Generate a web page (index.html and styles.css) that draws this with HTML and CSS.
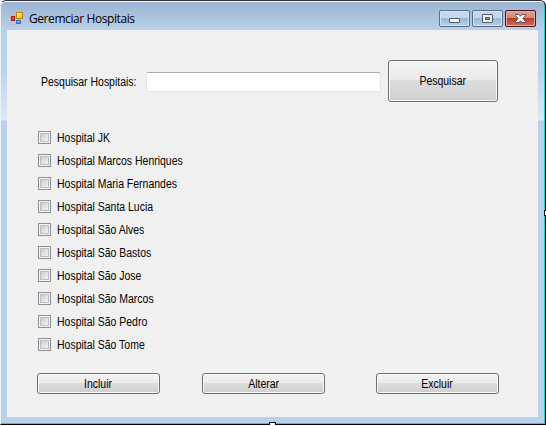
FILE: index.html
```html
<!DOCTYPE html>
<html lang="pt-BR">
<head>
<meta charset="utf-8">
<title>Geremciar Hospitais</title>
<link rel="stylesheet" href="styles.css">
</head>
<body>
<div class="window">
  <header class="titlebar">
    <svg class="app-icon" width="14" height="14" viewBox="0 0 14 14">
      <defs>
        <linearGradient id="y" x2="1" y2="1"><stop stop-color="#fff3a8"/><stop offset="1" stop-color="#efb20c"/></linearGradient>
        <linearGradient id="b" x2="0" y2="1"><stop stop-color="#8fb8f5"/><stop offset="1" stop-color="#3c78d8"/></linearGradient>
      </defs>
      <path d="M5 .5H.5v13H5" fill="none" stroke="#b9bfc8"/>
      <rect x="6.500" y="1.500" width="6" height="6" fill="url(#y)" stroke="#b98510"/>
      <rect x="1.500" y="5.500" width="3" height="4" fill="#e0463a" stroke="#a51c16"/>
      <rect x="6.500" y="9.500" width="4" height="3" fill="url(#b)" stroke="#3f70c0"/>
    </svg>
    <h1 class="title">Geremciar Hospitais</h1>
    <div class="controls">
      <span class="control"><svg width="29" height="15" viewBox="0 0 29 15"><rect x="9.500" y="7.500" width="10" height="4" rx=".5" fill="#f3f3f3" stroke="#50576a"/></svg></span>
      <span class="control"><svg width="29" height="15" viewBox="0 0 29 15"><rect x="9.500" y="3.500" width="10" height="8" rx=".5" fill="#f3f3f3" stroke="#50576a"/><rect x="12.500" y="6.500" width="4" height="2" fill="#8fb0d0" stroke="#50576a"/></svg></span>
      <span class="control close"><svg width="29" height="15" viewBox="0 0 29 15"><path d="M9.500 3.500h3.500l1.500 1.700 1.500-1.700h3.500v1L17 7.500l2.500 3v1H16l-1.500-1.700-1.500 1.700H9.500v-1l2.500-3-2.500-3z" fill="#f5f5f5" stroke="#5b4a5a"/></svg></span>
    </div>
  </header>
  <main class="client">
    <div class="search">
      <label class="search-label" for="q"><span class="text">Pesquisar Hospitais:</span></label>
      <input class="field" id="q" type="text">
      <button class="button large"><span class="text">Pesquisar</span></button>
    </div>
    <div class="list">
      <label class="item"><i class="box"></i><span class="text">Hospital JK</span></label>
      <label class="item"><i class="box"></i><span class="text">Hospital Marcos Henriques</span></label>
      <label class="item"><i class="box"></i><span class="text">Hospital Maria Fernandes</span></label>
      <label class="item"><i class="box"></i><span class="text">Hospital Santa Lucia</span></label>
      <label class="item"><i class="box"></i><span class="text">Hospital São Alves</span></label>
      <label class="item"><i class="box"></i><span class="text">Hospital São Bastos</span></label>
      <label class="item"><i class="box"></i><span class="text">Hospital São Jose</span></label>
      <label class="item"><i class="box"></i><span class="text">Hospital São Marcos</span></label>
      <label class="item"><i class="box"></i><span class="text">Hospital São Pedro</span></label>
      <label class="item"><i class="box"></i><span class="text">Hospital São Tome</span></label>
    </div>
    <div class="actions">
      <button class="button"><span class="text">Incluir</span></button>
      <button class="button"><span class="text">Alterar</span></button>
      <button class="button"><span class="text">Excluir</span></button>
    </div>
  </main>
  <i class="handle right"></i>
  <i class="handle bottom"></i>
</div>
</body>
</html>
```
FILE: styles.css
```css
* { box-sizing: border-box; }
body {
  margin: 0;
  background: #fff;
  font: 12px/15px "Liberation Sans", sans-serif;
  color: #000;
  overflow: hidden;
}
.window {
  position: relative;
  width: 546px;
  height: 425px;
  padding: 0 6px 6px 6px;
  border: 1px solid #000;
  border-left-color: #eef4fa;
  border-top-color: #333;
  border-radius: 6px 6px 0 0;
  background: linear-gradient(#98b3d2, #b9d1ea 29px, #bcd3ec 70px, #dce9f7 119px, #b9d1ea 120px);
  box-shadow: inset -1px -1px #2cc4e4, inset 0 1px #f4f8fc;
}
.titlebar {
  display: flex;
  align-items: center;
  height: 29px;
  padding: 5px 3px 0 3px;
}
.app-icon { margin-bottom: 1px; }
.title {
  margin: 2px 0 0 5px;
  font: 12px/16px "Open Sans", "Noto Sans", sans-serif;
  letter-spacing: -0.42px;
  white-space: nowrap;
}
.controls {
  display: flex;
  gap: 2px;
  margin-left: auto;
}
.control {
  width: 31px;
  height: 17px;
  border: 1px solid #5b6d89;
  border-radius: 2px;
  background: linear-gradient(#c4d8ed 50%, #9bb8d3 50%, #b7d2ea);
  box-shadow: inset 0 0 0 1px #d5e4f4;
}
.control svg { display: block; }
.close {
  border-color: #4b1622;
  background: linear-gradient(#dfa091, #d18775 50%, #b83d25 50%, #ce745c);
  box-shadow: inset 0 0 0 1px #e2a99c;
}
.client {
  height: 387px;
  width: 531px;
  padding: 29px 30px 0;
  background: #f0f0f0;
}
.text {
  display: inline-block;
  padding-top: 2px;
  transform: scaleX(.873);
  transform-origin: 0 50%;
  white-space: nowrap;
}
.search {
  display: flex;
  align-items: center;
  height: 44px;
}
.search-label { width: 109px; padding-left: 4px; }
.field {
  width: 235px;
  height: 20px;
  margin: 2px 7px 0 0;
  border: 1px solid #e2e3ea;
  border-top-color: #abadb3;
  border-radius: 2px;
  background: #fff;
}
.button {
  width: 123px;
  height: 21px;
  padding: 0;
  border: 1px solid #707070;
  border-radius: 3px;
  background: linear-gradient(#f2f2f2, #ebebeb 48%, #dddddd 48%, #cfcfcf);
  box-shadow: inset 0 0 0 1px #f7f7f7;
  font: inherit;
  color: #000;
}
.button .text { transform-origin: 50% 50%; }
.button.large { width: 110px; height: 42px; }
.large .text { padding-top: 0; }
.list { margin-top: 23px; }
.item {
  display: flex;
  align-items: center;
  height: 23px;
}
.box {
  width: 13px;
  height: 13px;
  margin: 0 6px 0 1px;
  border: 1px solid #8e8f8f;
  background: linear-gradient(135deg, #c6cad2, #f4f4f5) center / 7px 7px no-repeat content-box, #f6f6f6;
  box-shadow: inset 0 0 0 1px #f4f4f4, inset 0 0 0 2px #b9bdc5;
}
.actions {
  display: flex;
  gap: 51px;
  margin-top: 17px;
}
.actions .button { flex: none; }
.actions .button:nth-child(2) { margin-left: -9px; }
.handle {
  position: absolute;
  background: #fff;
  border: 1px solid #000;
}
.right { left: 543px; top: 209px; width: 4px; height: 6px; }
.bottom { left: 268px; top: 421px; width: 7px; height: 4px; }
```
---
Retype the listing exactly. Pictures do not belong in the copy.

Generate a web page (index.html and styles.css) that draws this with HTML and CSS.
FILE: index.html
```html
<!DOCTYPE html>
<html lang="pt-BR">
<head>
<meta charset="utf-8">
<title>Geremciar Hospitais</title>
<link rel="stylesheet" href="styles.css">
</head>
<body>
<div class="window">
  <header class="titlebar">
    <svg class="app-icon" width="14" height="14" viewBox="0 0 14 14">
      <defs>
        <linearGradient id="y" x2="1" y2="1"><stop stop-color="#fff3a8"/><stop offset="1" stop-color="#efb20c"/></linearGradient>
        <linearGradient id="b" x2="0" y2="1"><stop stop-color="#8fb8f5"/><stop offset="1" stop-color="#3c78d8"/></linearGradient>
      </defs>
      <path d="M5 .5H.5v13H5" fill="none" stroke="#b9bfc8"/>
      <rect x="6.500" y="1.500" width="6" height="6" fill="url(#y)" stroke="#b98510"/>
      <rect x="1.500" y="5.500" width="3" height="4" fill="#e0463a" stroke="#a51c16"/>
      <rect x="6.500" y="9.500" width="4" height="3" fill="url(#b)" stroke="#3f70c0"/>
    </svg>
    <h1 class="title">Geremciar Hospitais</h1>
    <div class="controls">
      <span class="control"><svg width="29" height="15" viewBox="0 0 29 15"><rect x="9.500" y="7.500" width="10" height="4" rx=".5" fill="#f3f3f3" stroke="#50576a"/></svg></span>
      <span class="control"><svg width="29" height="15" viewBox="0 0 29 15"><rect x="9.500" y="3.500" width="10" height="8" rx=".5" fill="#f3f3f3" stroke="#50576a"/><rect x="12.500" y="6.500" width="4" height="2" fill="#8fb0d0" stroke="#50576a"/></svg></span>
      <span class="control close"><svg width="29" height="15" viewBox="0 0 29 15"><path d="M9.500 3.500h3.500l1.500 1.700 1.500-1.700h3.500v1L17 7.500l2.500 3v1H16l-1.500-1.700-1.500 1.700H9.500v-1l2.500-3-2.500-3z" fill="#f5f5f5" stroke="#5b4a5a"/></svg></span>
    </div>
  </header>
  <main class="client">
    <div class="search">
      <label class="search-label" for="q"><span class="text">Pesquisar Hospitais:</span></label>
      <input class="field" id="q" type="text">
      <button class="button large"><span class="text">Pesquisar</span></button>
    </div>
    <div class="list">
      <label class="item"><i class="box"></i><span class="text">Hospital JK</span></label>
      <label class="item"><i class="box"></i><span class="text">Hospital Marcos Henriques</span></label>
      <label class="item"><i class="box"></i><span class="text">Hospital Maria Fernandes</span></label>
      <label class="item"><i class="box"></i><span class="text">Hospital Santa Lucia</span></label>
      <label class="item"><i class="box"></i><span class="text">Hospital São Alves</span></label>
      <label class="item"><i class="box"></i><span class="text">Hospital São Bastos</span></label>
      <label class="item"><i class="box"></i><span class="text">Hospital São Jose</span></label>
      <label class="item"><i class="box"></i><span class="text">Hospital São Marcos</span></label>
      <label class="item"><i class="box"></i><span class="text">Hospital São Pedro</span></label>
      <label class="item"><i class="box"></i><span class="text">Hospital São Tome</span></label>
    </div>
    <div class="actions">
      <button class="button"><span class="text">Incluir</span></button>
      <button class="button"><span class="text">Alterar</span></button>
      <button class="button"><span class="text">Excluir</span></button>
    </div>
  </main>
  <i class="handle right"></i>
  <i class="handle bottom"></i>
</div>
</body>
</html>
```
FILE: styles.css
```css
* { box-sizing: border-box; }
body {
  margin: 0;
  background: #fff;
  font: 12px/15px "Liberation Sans", sans-serif;
  color: #000;
  overflow: hidden;
}
.window {
  position: relative;
  width: 546px;
  height: 425px;
  padding: 0 6px 6px 6px;
  border: 1px solid #000;
  border-left-color: #eef4fa;
  border-top-color: #333;
  border-radius: 6px 6px 0 0;
  background: linear-gradient(#98b3d2, #b9d1ea 29px, #bcd3ec 70px, #dce9f7 119px, #b9d1ea 120px);
  box-shadow: inset -1px -1px #2cc4e4, inset 0 1px #f4f8fc;
}
.titlebar {
  display: flex;
  align-items: center;
  height: 29px;
  padding: 5px 3px 0 3px;
}
.app-icon { margin-bottom: 1px; }
.title {
  margin: 2px 0 0 5px;
  font: 12px/16px "Open Sans", "Noto Sans", sans-serif;
  letter-spacing: -0.42px;
  white-space: nowrap;
}
.controls {
  display: flex;
  gap: 2px;
  margin-left: auto;
}
.control {
  width: 31px;
  height: 17px;
  border: 1px solid #5b6d89;
  border-radius: 2px;
  background: linear-gradient(#c4d8ed 50%, #9bb8d3 50%, #b7d2ea);
  box-shadow: inset 0 0 0 1px #d5e4f4;
}
.control svg { display: block; }
.close {
  border-color: #4b1622;
  background: linear-gradient(#dfa091, #d18775 50%, #b83d25 50%, #ce745c);
  box-shadow: inset 0 0 0 1px #e2a99c;
}
.client {
  height: 387px;
  width: 531px;
  padding: 29px 30px 0;
  background: #f0f0f0;
}
.text {
  display: inline-block;
  padding-top: 2px;
  transform: scaleX(.873);
  transform-origin: 0 50%;
  white-space: nowrap;
}
.search {
  display: flex;
  align-items: center;
  height: 44px;
}
.search-label { width: 109px; padding-left: 4px; }
.field {
  width: 235px;
  height: 20px;
  margin: 2px 7px 0 0;
  border: 1px solid #e2e3ea;
  border-top-color: #abadb3;
  border-radius: 2px;
  background: #fff;
}
.button {
  width: 123px;
  height: 21px;
  padding: 0;
  border: 1px solid #707070;
  border-radius: 3px;
  background: linear-gradient(#f2f2f2, #ebebeb 48%, #dddddd 48%, #cfcfcf);
  box-shadow: inset 0 0 0 1px #f7f7f7;
  font: inherit;
  color: #000;
}
.button .text { transform-origin: 50% 50%; }
.button.large { width: 110px; height: 42px; }
.large .text { padding-top: 0; }
.list { margin-top: 23px; }
.item {
  display: flex;
  align-items: center;
  height: 23px;
}
.box {
  width: 13px;
  height: 13px;
  margin: 0 6px 0 1px;
  border: 1px solid #8e8f8f;
  background: linear-gradient(135deg, #c6cad2, #f4f4f5) center / 7px 7px no-repeat content-box, #f6f6f6;
  box-shadow: inset 0 0 0 1px #f4f4f4, inset 0 0 0 2px #b9bdc5;
}
.actions {
  display: flex;
  gap: 51px;
  margin-top: 17px;
}
.actions .button { flex: none; }
.actions .button:nth-child(2) { margin-left: -9px; }
.handle {
  position: absolute;
  background: #fff;
  border: 1px solid #000;
}
.right { left: 543px; top: 209px; width: 4px; height: 6px; }
.bottom { left: 268px; top: 421px; width: 7px; height: 4px; }
```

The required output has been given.